Mossimo Giannulli has been released from solitary confinement after being held there for weeks, Us Weekly reports. He is serving five months’ time for his role in the college admission scandal; his wife Lori Loughlin was released just after Christmas, having served her two-month sentence.
According to court docs, the Guess designer was supposed to be placed in isolation briefly, but was held there for an extended amount of time due to COVID.
“He was exposed to other inmates with COVID-19 and … he complained of symptoms consistent with the virus,” federal prosecutors explained in the filing on Tuesday, January 19. “During this additional quarantine, Giannulli reported suffering a headache and the loss of his sense of smell, both symptoms of COVID-19. He was immediately moved to the isolation unit, where he stayed for 14 days and received additional COVID tests. There, he had access to books, mail, and a television and could communicate with other inmates in isolation through their cells.”
He was tested on January 11th, and a negative result came back two days later. On January 13th, he was moved to minimum security, where he can spend time outside between 6 am and 6 pm.

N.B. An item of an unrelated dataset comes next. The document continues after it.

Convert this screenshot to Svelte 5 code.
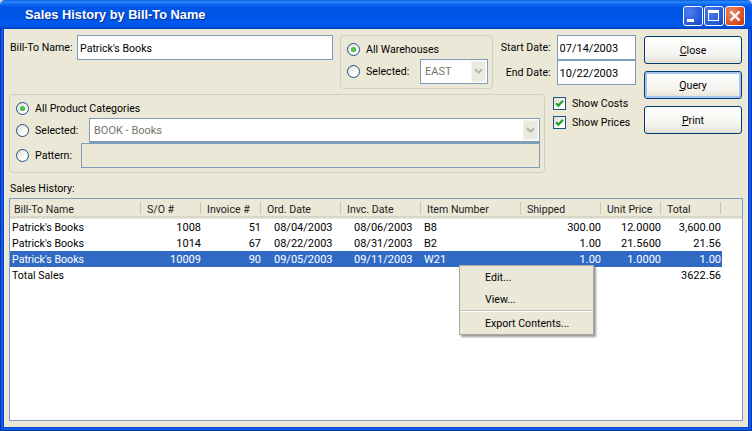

A judge has not yet ruled on his request to serve the rest of his time from home. Prosecutors “opposed the motion,” explaining, “This possibility was not unforeseeable at the time Giannulli was sentenced, and it does not provide a basis to reduce the sentence that this Court concluded was just and appropriate.” They noted that if he was released early, the decision would be “widely publicized, thereby undermining the deterrent effect of the sentence.”